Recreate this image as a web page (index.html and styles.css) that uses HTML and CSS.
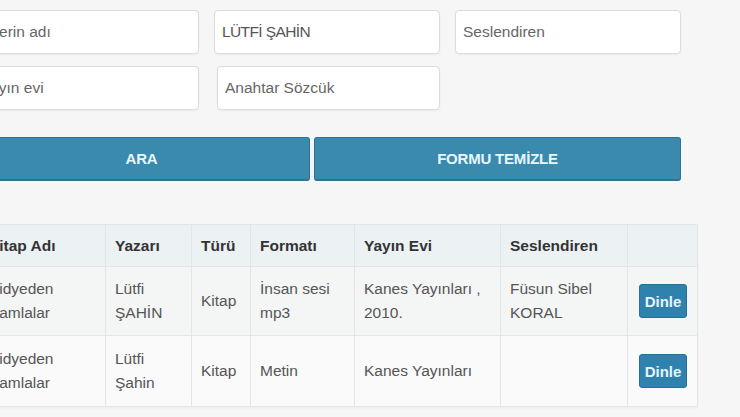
FILE: index.html
```html
<!DOCTYPE html>
<html lang="tr">
<head>
<meta charset="utf-8">
<title>Arama</title>
<link rel="stylesheet" href="styles.css">
</head>
<body>
<div class="page">
  <form class="search">
    <div class="fields">
      <input class="field" type="text" placeholder="Eserin adı">
      <input class="field field-filled" type="text" value="LÜTFİ ŞAHİN">
      <input class="field" type="text" placeholder="Seslendiren">
      <input class="field" type="text" placeholder="Yayın evi">
      <input class="field field-shift" type="text" placeholder="Anahtar Sözcük">
    </div>
    <div class="actions">
      <button type="button" class="btn btn-search">ARA</button>
      <button type="button" class="btn btn-clear">FORMU TEMİZLE</button>
    </div>
  </form>

  <table class="results">
    <thead>
      <tr>
        <th class="c-title">Kitap Adı</th>
        <th class="c-author">Yazarı</th>
        <th class="c-type">Türü</th>
        <th class="c-format">Formatı</th>
        <th class="c-pub">Yayın Evi</th>
        <th class="c-voice">Seslendiren</th>
        <th class="c-act"></th>
      </tr>
    </thead>
    <tbody>
      <tr class="row-a">
        <td>Hidyeden Damlalar</td>
        <td>Lütfi ŞAHİN</td>
        <td>Kitap</td>
        <td>İnsan sesi mp3</td>
        <td>Kanes Yayınları , 2010.</td>
        <td>Füsun Sibel KORAL</td>
        <td class="c-act"><button type="button" class="listen">Dinle</button></td>
      </tr>
      <tr class="row-b">
        <td>Hidyeden Damlalar</td>
        <td>Lütfi Şahin</td>
        <td>Kitap</td>
        <td>Metin</td>
        <td>Kanes Yayınları</td>
        <td></td>
        <td class="c-act"><button type="button" class="listen">Dinle</button></td>
      </tr>
    </tbody>
  </table>
</div>
</body>
</html>
```

FILE: styles.css
```css
* { box-sizing: border-box; }

html, body {
  margin: 0;
  padding: 0;
  background: #f6f6f6;
  overflow: hidden;
}

body {
  font-family: "Liberation Sans", Arial, sans-serif;
  color: #555;
}

.page {
  width: 740px;
  height: 417px;
  padding-top: 10px;
}

.search {
  margin-left: -27px;
  width: 708px;
}

.fields {
  display: grid;
  grid-template-columns: 226px 226px 226px;
  column-gap: 15px;
  row-gap: 12px;
}

.field {
  height: 44px;
  border: 1px solid #dcdcdc;
  border-radius: 4px;
  background: #fff;
  padding: 0 7px;
  font-family: inherit;
  font-size: 15.5px;
  color: #555;
  box-shadow: 0 1px 2px rgba(0, 0, 0, 0.05);
  outline: none;
}

.field::placeholder { color: #666; }

.field-filled { letter-spacing: -0.6px; }

.field-shift { margin-left: 3px; }

.actions {
  display: grid;
  grid-template-columns: 337px 367px;
  column-gap: 4px;
  margin-top: 27px;
}

.btn {
  height: 44px;
  border: 1px solid #2c7394;
  border-bottom-width: 2px;
  border-radius: 3px;
  background: #3a8aad;
  color: #e8f6fb;
  font-family: inherit;
  font-size: 15px;
  font-weight: bold;
  letter-spacing: -0.2px;
  padding: 0;
}

.results {
  margin-top: 43px;
  margin-left: -22px;
  width: 719px;
  border-collapse: collapse;
  table-layout: fixed;
  border: 1px solid #e1e5e7;
  font-size: 15.5px;
  box-shadow: 0 1px 2px rgba(0, 0, 0, 0.04);
}

.results th,
.results td {
  border: 1px solid #e3e6e8;
  padding: 0 8px 0 9px;
  text-align: left;
  vertical-align: middle;
  line-height: 24px;
}

.results th {
  height: 42px;
  background: #ecf1f3;
  color: #333;
  font-weight: bold;
}

.row-a td { height: 69px; background: #f4f5f5; }
.row-b td { height: 71px; background: #fafafa; }

.c-title  { width: 127px; }
.c-author { width: 86px; }
.c-type   { width: 59px; }
.c-format { width: 104px; }
.c-pub    { width: 146px; }
.c-voice  { width: 127px; }
.c-act    { width: 70px; }

.results td.c-act { padding: 0 0 0 11px; }

.listen {
  width: 48px;
  height: 34px;
  border: 1px solid #276f94;
  border-radius: 3px;
  background: #2f82ad;
  color: #e6f5fc;
  font-family: inherit;
  font-size: 15px;
  font-weight: bold;
  padding: 0;
  display: block;
}
```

* [What you should do] Reproduce each line exactly, please, except for any pictures.

* [Expected output]
Recreate this image as a web page (index.html and styles.css) that uses HTML and CSS.
FILE: index.html
```html
<!DOCTYPE html>
<html lang="tr">
<head>
<meta charset="utf-8">
<title>Arama</title>
<link rel="stylesheet" href="styles.css">
</head>
<body>
<div class="page">
  <form class="search">
    <div class="fields">
      <input class="field" type="text" placeholder="Eserin adı">
      <input class="field field-filled" type="text" value="LÜTFİ ŞAHİN">
      <input class="field" type="text" placeholder="Seslendiren">
      <input class="field" type="text" placeholder="Yayın evi">
      <input class="field field-shift" type="text" placeholder="Anahtar Sözcük">
    </div>
    <div class="actions">
      <button type="button" class="btn btn-search">ARA</button>
      <button type="button" class="btn btn-clear">FORMU TEMİZLE</button>
    </div>
  </form>

  <table class="results">
    <thead>
      <tr>
        <th class="c-title">Kitap Adı</th>
        <th class="c-author">Yazarı</th>
        <th class="c-type">Türü</th>
        <th class="c-format">Formatı</th>
        <th class="c-pub">Yayın Evi</th>
        <th class="c-voice">Seslendiren</th>
        <th class="c-act"></th>
      </tr>
    </thead>
    <tbody>
      <tr class="row-a">
        <td>Hidyeden Damlalar</td>
        <td>Lütfi ŞAHİN</td>
        <td>Kitap</td>
        <td>İnsan sesi mp3</td>
        <td>Kanes Yayınları , 2010.</td>
        <td>Füsun Sibel KORAL</td>
        <td class="c-act"><button type="button" class="listen">Dinle</button></td>
      </tr>
      <tr class="row-b">
        <td>Hidyeden Damlalar</td>
        <td>Lütfi Şahin</td>
        <td>Kitap</td>
        <td>Metin</td>
        <td>Kanes Yayınları</td>
        <td></td>
        <td class="c-act"><button type="button" class="listen">Dinle</button></td>
      </tr>
    </tbody>
  </table>
</div>
</body>
</html>
```

FILE: styles.css
```css
* { box-sizing: border-box; }

html, body {
  margin: 0;
  padding: 0;
  background: #f6f6f6;
  overflow: hidden;
}

body {
  font-family: "Liberation Sans", Arial, sans-serif;
  color: #555;
}

.page {
  width: 740px;
  height: 417px;
  padding-top: 10px;
}

.search {
  margin-left: -27px;
  width: 708px;
}

.fields {
  display: grid;
  grid-template-columns: 226px 226px 226px;
  column-gap: 15px;
  row-gap: 12px;
}

.field {
  height: 44px;
  border: 1px solid #dcdcdc;
  border-radius: 4px;
  background: #fff;
  padding: 0 7px;
  font-family: inherit;
  font-size: 15.5px;
  color: #555;
  box-shadow: 0 1px 2px rgba(0, 0, 0, 0.05);
  outline: none;
}

.field::placeholder { color: #666; }

.field-filled { letter-spacing: -0.6px; }

.field-shift { margin-left: 3px; }

.actions {
  display: grid;
  grid-template-columns: 337px 367px;
  column-gap: 4px;
  margin-top: 27px;
}

.btn {
  height: 44px;
  border: 1px solid #2c7394;
  border-bottom-width: 2px;
  border-radius: 3px;
  background: #3a8aad;
  color: #e8f6fb;
  font-family: inherit;
  font-size: 15px;
  font-weight: bold;
  letter-spacing: -0.2px;
  padding: 0;
}

.results {
  margin-top: 43px;
  margin-left: -22px;
  width: 719px;
  border-collapse: collapse;
  table-layout: fixed;
  border: 1px solid #e1e5e7;
  font-size: 15.5px;
  box-shadow: 0 1px 2px rgba(0, 0, 0, 0.04);
}

.results th,
.results td {
  border: 1px solid #e3e6e8;
  padding: 0 8px 0 9px;
  text-align: left;
  vertical-align: middle;
  line-height: 24px;
}

.results th {
  height: 42px;
  background: #ecf1f3;
  color: #333;
  font-weight: bold;
}

.row-a td { height: 69px; background: #f4f5f5; }
.row-b td { height: 71px; background: #fafafa; }

.c-title  { width: 127px; }
.c-author { width: 86px; }
.c-type   { width: 59px; }
.c-format { width: 104px; }
.c-pub    { width: 146px; }
.c-voice  { width: 127px; }
.c-act    { width: 70px; }

.results td.c-act { padding: 0 0 0 11px; }

.listen {
  width: 48px;
  height: 34px;
  border: 1px solid #276f94;
  border-radius: 3px;
  background: #2f82ad;
  color: #e6f5fc;
  font-family: inherit;
  font-size: 15px;
  font-weight: bold;
  padding: 0;
  display: block;
}
```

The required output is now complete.